• [Given exercise]
Extract each line containing the string "page".

• [Entries]
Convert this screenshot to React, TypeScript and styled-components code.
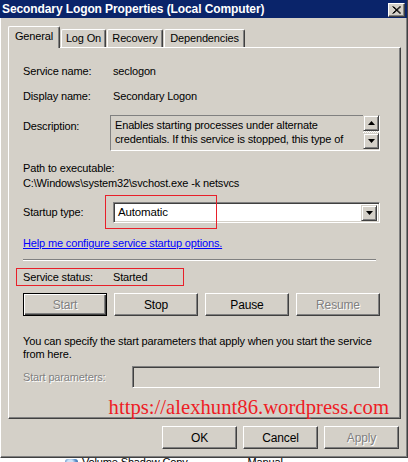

---

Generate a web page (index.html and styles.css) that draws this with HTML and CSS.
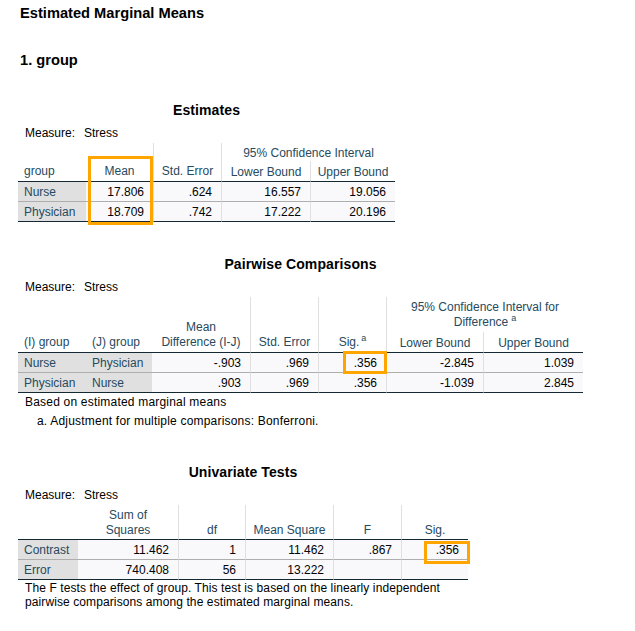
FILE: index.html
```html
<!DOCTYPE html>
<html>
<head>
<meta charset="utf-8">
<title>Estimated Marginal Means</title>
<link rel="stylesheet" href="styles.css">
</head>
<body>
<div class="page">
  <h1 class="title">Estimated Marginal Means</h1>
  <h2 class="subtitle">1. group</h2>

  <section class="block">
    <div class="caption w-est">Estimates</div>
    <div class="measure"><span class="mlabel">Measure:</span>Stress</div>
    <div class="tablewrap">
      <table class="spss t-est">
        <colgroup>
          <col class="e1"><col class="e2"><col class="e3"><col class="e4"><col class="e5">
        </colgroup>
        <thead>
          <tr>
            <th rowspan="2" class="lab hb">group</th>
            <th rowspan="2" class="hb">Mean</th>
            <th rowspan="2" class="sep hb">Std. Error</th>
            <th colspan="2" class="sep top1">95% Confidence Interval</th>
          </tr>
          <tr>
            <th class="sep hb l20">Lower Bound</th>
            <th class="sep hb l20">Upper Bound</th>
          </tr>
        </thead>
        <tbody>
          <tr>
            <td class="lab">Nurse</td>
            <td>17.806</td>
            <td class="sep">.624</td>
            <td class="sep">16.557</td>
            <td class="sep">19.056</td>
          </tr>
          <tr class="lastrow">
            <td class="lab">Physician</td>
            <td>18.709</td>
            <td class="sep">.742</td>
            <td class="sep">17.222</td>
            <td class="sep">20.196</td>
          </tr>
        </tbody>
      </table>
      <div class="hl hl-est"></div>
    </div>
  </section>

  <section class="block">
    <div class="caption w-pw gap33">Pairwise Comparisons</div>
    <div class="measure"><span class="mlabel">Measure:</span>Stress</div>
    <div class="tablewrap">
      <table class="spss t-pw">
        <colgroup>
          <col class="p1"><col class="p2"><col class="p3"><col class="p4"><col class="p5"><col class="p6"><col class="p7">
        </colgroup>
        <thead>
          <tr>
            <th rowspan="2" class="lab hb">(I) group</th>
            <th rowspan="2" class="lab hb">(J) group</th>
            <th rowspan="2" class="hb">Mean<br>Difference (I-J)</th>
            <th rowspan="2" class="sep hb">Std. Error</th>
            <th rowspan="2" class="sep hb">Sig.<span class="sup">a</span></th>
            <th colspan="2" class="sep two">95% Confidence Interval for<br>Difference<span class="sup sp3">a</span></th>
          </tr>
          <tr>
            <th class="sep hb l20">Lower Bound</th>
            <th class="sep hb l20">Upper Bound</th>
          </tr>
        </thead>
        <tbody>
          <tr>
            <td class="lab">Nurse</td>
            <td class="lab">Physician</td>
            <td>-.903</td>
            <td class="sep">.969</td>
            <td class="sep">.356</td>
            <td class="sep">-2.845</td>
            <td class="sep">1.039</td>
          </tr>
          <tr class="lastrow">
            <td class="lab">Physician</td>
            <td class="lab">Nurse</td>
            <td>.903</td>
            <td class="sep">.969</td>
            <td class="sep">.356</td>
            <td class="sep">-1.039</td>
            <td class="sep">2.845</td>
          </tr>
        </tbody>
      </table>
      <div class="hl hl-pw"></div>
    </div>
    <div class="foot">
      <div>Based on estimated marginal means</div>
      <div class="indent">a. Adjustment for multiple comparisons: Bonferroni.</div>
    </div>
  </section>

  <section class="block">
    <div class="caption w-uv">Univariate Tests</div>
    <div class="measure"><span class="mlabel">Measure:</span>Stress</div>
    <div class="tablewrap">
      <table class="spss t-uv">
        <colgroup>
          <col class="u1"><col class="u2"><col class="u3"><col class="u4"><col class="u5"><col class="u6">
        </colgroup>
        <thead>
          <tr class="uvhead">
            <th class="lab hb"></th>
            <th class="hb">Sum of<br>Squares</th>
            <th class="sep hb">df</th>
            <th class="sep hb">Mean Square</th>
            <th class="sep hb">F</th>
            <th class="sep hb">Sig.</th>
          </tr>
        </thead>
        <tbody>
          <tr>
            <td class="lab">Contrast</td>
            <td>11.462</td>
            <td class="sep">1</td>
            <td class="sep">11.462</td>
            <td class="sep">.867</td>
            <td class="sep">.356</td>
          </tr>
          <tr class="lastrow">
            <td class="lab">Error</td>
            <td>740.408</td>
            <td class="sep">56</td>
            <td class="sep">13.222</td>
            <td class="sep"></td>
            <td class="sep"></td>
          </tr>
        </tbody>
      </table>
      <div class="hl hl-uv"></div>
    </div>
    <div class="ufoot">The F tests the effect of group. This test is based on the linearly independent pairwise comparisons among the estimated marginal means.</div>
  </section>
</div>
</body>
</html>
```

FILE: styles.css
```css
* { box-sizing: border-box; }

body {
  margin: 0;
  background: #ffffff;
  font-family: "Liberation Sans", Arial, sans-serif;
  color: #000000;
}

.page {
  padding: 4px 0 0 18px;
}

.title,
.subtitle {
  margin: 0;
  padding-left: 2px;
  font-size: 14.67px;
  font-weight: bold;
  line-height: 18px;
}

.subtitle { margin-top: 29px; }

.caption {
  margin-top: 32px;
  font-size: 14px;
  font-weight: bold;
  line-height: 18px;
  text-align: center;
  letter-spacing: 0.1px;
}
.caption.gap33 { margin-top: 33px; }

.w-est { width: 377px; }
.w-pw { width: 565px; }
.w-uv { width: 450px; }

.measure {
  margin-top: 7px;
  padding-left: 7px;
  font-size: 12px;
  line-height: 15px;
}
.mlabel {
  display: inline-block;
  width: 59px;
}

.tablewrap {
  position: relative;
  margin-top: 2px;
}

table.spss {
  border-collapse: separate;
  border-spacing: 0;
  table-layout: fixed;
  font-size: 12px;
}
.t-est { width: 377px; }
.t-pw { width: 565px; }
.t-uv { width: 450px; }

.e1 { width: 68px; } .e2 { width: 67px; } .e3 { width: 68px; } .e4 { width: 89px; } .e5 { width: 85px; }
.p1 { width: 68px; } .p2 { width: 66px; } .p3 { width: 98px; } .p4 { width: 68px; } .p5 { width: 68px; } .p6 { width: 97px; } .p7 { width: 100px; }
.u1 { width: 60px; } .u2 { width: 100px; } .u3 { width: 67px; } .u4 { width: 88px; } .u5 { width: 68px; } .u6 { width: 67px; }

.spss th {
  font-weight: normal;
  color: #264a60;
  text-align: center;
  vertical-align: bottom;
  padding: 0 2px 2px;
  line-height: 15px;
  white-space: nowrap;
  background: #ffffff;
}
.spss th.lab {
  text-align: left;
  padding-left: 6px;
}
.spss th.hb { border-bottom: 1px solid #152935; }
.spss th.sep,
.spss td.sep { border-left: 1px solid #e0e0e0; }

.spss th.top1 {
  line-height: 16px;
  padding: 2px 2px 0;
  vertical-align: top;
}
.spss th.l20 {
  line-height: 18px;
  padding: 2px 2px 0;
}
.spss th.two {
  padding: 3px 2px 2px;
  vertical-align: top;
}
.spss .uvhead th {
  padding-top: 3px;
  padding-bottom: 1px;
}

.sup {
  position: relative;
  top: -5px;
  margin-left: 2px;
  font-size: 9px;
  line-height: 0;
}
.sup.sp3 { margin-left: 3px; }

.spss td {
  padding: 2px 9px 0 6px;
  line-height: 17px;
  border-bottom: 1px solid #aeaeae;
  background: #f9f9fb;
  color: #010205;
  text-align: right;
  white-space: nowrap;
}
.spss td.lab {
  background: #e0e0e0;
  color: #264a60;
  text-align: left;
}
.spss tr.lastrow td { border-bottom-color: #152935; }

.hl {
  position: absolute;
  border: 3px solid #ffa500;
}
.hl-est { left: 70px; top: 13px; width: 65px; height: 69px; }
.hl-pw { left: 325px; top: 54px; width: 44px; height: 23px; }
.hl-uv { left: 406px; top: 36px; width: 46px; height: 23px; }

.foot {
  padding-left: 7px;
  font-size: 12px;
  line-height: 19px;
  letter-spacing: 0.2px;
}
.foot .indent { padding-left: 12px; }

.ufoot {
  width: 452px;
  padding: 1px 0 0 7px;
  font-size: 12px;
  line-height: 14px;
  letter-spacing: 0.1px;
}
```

• [Solution for this exercise]
Generate a web page (index.html and styles.css) that draws this with HTML and CSS.
<div class="page">
.page {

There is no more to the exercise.